Miles Sanders chasing records and more in 10 Roob Stats

We've got some overall defense, some Zach Ertz and some Miles Sanders in this week's edition of 10 Roob Stats.

Yes, we can always come up with positive stats even when the Eagles lose!

—> The Eagles have held three straight opponents to 17 or fewer points and fewer than 300 yards. This is only the second time that’s happened in the last 11 years. They also did it against the Steelers, Bears and Browns — the first three games of the Doug Pederson Era. Only the Patriots and 49ers have also had such streaks this year.
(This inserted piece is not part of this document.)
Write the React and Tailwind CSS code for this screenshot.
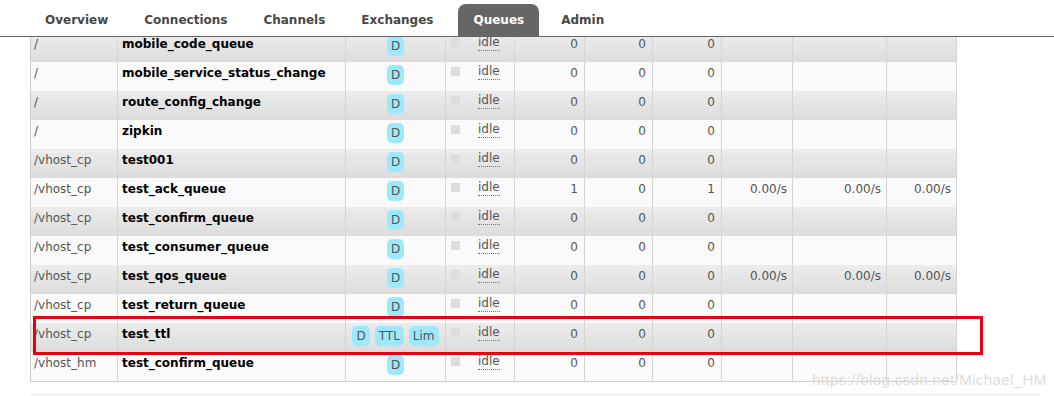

—> Carson Wentz’s current streak of 13 straight games with a touchdown pass is 3rd-longest in Eagles history, behind Wentz’s 22-game streak over the 2016 through 2018 seasons and Randall Cunningham’s 18-game streak in 1987 and 1988.
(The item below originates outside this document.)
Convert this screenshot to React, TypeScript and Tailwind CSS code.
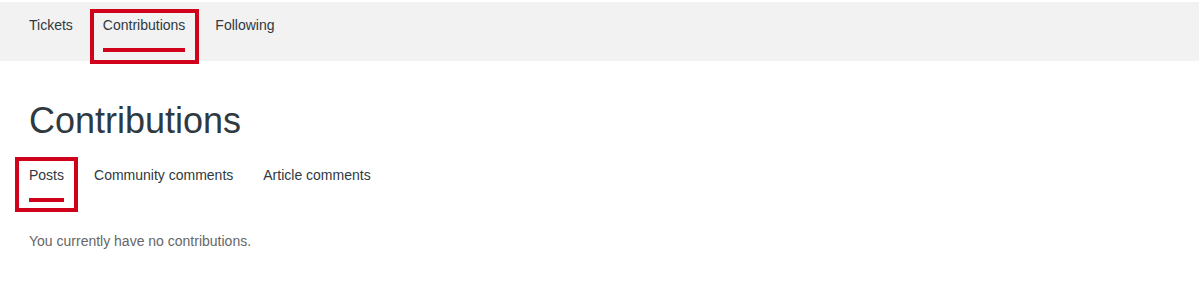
import React from 'react';

type TabProps = {
  label: string;
  active?: boolean;
  boxed?: string; // classes for the red highlight box offsets
};

function Tab({ label, active, boxed }: TabProps) {
  return (
    <li className="relative flex flex-col">
      <span className="text-[14px] leading-5 text-[#2f3941] whitespace-nowrap">{label}</span>
      {active ? <span className="mt-[13px] h-[4px] bg-[#d0021b]" /> : <span className="mt-[13px] h-[4px]" />}
      {/* annotation highlight */}
      {boxed && <span className={`absolute border-[4px] border-[#d0021b] ${boxed}`} aria-hidden="true" />}
    </li>
  );
}

export default function App() {
  return (
    <div className="min-h-[299px] w-full bg-white font-['Liberation_Sans',Arial,sans-serif]">
      {/* Account nav bar */}
      <nav className="mt-[2px] mr-[1px] h-[59px] bg-[#f2f2f2] pl-[29px] pt-[13px]">
        <ul className="flex gap-[30px]">
          <Tab label="Tickets" />
          <Tab label="Contributions" active boxed="-left-[13px] -right-[14px] -top-[6px] -bottom-[12px]" />
          <Tab label="Following" />
        </ul>
      </nav>

      <main className="pl-[29px]">
        <h1 className="mt-[40px] text-[36px] leading-[40px] font-normal text-[#2f3941]">Contributions</h1>

        <ul className="mt-[24px] flex gap-[30px]">
          <Tab label="Posts" active boxed="-left-[14px] -right-[14px] -top-[8px] -bottom-[10px]" />
          <Tab label="Community comments" />
          <Tab label="Article comments" />
        </ul>

        <p className="mt-[29px] text-[14px] leading-5 text-[#666]">You currently have no contributions.</p>
      </main>
    </div>
  );
}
—> Wentz played his 50th career game Sunday. Among all QBs in NFL history in their first 50 games, he ranks 9th in most TD passes, 9th in passing yards, 12th in accuracy, second in completions and 3rd in interception percentage and has the 4th-highest passer rating.

—> Zach Ertz’s nine catches Sunday give him 55 this year. He’s the first player in Eagles history with six straight 50-catch seasons. Keith Byars [1988-92], Jeremy Maclin [2009-14], and Brian Westbrook [2004-08] had five.

—> Zach Ertz now has 17 career nine-catch games. Only Tony Gonzalez [25] and Jason Witten [20] have more in NFL history among tight ends. The last two games mark the fourth time in his career he’s had nine catches in consecutive games. The only other players in Eagles history to do that once are Pete Pihos in 1955 Terrell Owens in 2005.

—> One more Ertz: He’s increased his career total to 492 receptions, 20th-most in NFL history by a tight end. He only needs 14 to pass six more tight ends and move into 14th place. At his current rate, he’ll be in the all-time top-10 by Week 3 of next season.

—> The Eagles allowed 14 TD drives of 60 yards or more the first six games of the season. They’ve allowed 4 the last four games.

—> They’ve also held six straight home opponents under 100 rushing yards, the 6th-longest streak in franchise history and 3rd-longest since 1955.

—> The Eagles are on pace to allow fewer than 1,400 rushing yards ad fewer than 3.8 per carry in the same season for only the second time since 1991 and the sixth time since 1955.

—> He didn’t have a huge game Sunday, but Miles Sanders did add 47 scrimmage yards to his 2019 total and now ranks second among all rookie NFL running backs with 688 scrimmage yards, behind only Josh Jacobs of the Raiders, who has 1,067 (and 97 more touches).

—> Sanders’ 688 yards are most ever by an Eagles rookie running back after 10 games (35 more than Lee Bouggess in 1970) and second-most by any rookie, behind only DeSean Jackson (732). Sanders needs to average 52 yards from scrimmage the rest of the season for 1,000. The only Eagles rookie to reach 1,000 scrimmage yards was Jackson (1,008 in 2008). The most by a running back was LeSean McCoy’s 945 in 2009.